暴走族やヤンキーの文化では,雑誌というメディアが自分たちのメディアとして用いられ価値観の共有の上で大きな役割を果たしていたといわれている。そのため雑誌を資料とすることによってヤンキーママたちがメディアを通じて共有した経験や意識に迫ることができると考えられる。そこで,ヤンキーママを読者に含む雑誌メディアやヤンキーママに関する言及がある資料を用いて,ヤンキーママの実態を探っているところである。本年度は,レディースや女子のヤンキーを中心的な読者とする雑誌『ティーンズロード』を中心に資料の収集に努めた。本誌に代表されるヤンキー向け雑誌は,国立国会図書館や雑誌蔵書を専門とする図書館でも網羅的に収集されているわけではないため,古書流通も活用した。その結果,90年代の代表的なサブカルチャーであるコギャル(ギャル)文化に対して反発する行動が確認できたほか,ヤンキー・ファッションの特徴といわれる「悪趣味 bad taste」の具体的な事例を多数確認できた。今後はさらに資料を収集・整理して,ヤンキーママたちが共有した価値観や経験を体系的にとりまとめていきたいと考えている。

C「デジタルメディア時代において多様化する「規範」的ファッションとそれを通して構築・伝達されるジェンダー像についての考察」

高馬京子
本プロジェクトの枠組みで二つの活動を行った。一つ目は,別のページで報告した国際シンポジウムにおいてファッションとジェンダーのパネルのコーディネートである。
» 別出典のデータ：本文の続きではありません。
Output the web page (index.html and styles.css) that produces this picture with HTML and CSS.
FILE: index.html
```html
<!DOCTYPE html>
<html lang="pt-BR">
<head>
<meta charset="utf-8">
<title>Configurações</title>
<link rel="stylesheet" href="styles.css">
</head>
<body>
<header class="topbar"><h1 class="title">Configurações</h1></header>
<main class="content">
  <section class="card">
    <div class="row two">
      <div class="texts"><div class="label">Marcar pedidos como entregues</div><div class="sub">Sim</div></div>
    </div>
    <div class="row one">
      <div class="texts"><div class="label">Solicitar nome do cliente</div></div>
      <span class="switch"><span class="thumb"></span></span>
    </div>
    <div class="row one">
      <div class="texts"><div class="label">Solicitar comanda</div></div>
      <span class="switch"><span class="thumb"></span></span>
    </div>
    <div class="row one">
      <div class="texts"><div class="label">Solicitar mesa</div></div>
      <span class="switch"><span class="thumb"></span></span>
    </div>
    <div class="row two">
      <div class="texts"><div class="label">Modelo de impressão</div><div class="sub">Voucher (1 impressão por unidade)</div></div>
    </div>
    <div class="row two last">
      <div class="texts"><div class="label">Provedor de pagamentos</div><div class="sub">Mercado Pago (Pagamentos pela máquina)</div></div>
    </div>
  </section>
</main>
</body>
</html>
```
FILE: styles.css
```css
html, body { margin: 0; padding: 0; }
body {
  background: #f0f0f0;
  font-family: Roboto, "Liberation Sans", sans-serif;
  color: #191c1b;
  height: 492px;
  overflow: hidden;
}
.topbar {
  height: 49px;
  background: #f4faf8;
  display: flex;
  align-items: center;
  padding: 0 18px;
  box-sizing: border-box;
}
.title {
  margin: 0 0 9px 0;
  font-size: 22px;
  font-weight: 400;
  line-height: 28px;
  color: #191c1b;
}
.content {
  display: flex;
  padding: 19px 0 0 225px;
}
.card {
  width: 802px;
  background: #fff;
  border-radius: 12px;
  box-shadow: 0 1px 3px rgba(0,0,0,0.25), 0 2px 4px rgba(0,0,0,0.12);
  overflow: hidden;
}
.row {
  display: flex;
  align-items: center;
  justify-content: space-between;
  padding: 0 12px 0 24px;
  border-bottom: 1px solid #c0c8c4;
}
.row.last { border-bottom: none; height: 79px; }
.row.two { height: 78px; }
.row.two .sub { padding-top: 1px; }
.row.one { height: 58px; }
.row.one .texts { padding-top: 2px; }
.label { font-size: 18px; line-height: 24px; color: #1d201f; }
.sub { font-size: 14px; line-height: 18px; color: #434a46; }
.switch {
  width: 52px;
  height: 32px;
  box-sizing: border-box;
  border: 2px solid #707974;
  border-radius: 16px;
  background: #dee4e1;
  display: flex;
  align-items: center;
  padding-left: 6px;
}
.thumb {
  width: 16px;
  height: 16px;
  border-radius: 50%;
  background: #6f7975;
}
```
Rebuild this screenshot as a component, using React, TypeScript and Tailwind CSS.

「衣服は[メディアで]語られてファッション(服飾流行)になる」と,フランスの記号論者ロラン・バルトが『モードの体系』の中で議論したように,メディア[の言説とイメージ]とは衣服をファッションに仕立て上げる装置といえる。ファッションとは,性別,年齢,階層,民族,国境といった様々な枠組みを超えて「私がなろうとしている私/誰か」を実現するための装置でもある。印刷技術,写真技術の発展などによって,ファッションメディアが人形,ファッションプレートから紙のファッション雑誌へと移行し,交通機関の発展,識字率の向上により広範囲にファッションが伝達するようになった。今日デジタルメディアの発展する高度情報社会において,ファッションはどのように変容したのか。今,ファッションを身につけて私たちはなにになろうとする/させられるのか。ファッションメディアは個人にとって多様な自分らしさを提言するエンパワーメント空間になったのか。これらの問いに基づいて,先に報告したパネルセッション:日常,アイデンティティ,メディア__境界を問うファッションの新地平というセッションをコーディネートし3人のパネリスト,ロンドン芸術大学ロンドン・カレッジ・オブ・ファッションのアニエス・ロカモラ氏,クリエイティブディレクター/KLEINSTEINである小石祐介氏,西オーストラリア大学門傳昌章氏とともにデジタル社会におけるファッション,及びジェンダー像をテーマに議論した。
また,二つ目に個人研究が挙げられる。個人ファッションブログと異なり,ファッション企業,ファッションメディアの声とされていた「企業ブログ」が,フォロワー/読者もコメント,反応を誘われるSNSアカウントに移行しつつある今日,そこでは,ファッション流行,規範的女性像はいかに構築,伝達されていくのかについて事例調査した。それらは,日本とフランスでは差があるのか等の問に対し,検討するために,『ELLE Japon』と『ELLE France』のインスタグラムアカウント空間を事例に,編集者と読者/フォロワーの交差する視線により構築されているファッション,そして,規範的女性性について考察し論文にまとめ2020年に『みる/みられるのメディア論』(共編著)の1章として刊行予定である。

D「現代メディアとアートにおけるジェンダーとダイバーシティ」 Gender and diversity in contemporary media and art

田中洋美
本研究プロジェクトは,デジタル化が進む現代社会におけるメディア(メディアアートなどアートの実践を含む)の変化と現状についてジェンダーおよびダイバーシティの視点から検討するものである。
20世紀にはマスメディアを中心に発達してきたメディアは今,根本的な変化の只中にある。1990年代以降一般に普及し始めたインターネットを経て,21世紀に入るとソーシャルメディアをはじめとするデジタルメディアを通じて,多くの一般市民がメディアの発信者となった。特にこれまで不可視化されてきた女性や様々な少数者のメディア発信やコンテンツ制作などが活発になっており,ジェンダーとメディアの研究者は関心を寄せている。
同様に20世紀以降のアートは,様々なメディアを用いたインタラクティブな作品制作などの動きを伴い,ヴィデオアート,メディアアート,近年はデジタルアートとも呼ばれる新たな表現可能性を追求してきた。直接・間接的に多様性を意識した作品制作も行われてきた面もあり,多様性の理解や受容が声高に唱えられる今,注目に値する。
本プロジェクトでは,ジェンダーや多様性の視点からメディアアートを含め,現代メディア文化の変化と現状を考えた。多様性に真に開かれた社会づくりや文化創造においてデジタルテクノロジーやそれに付随する社会過程と実践においていかなる可能性とリスクがあるのかを検討した。その成果は,今年度の本センター設立10周年記念シンポジウム・パート2に活かすことができた。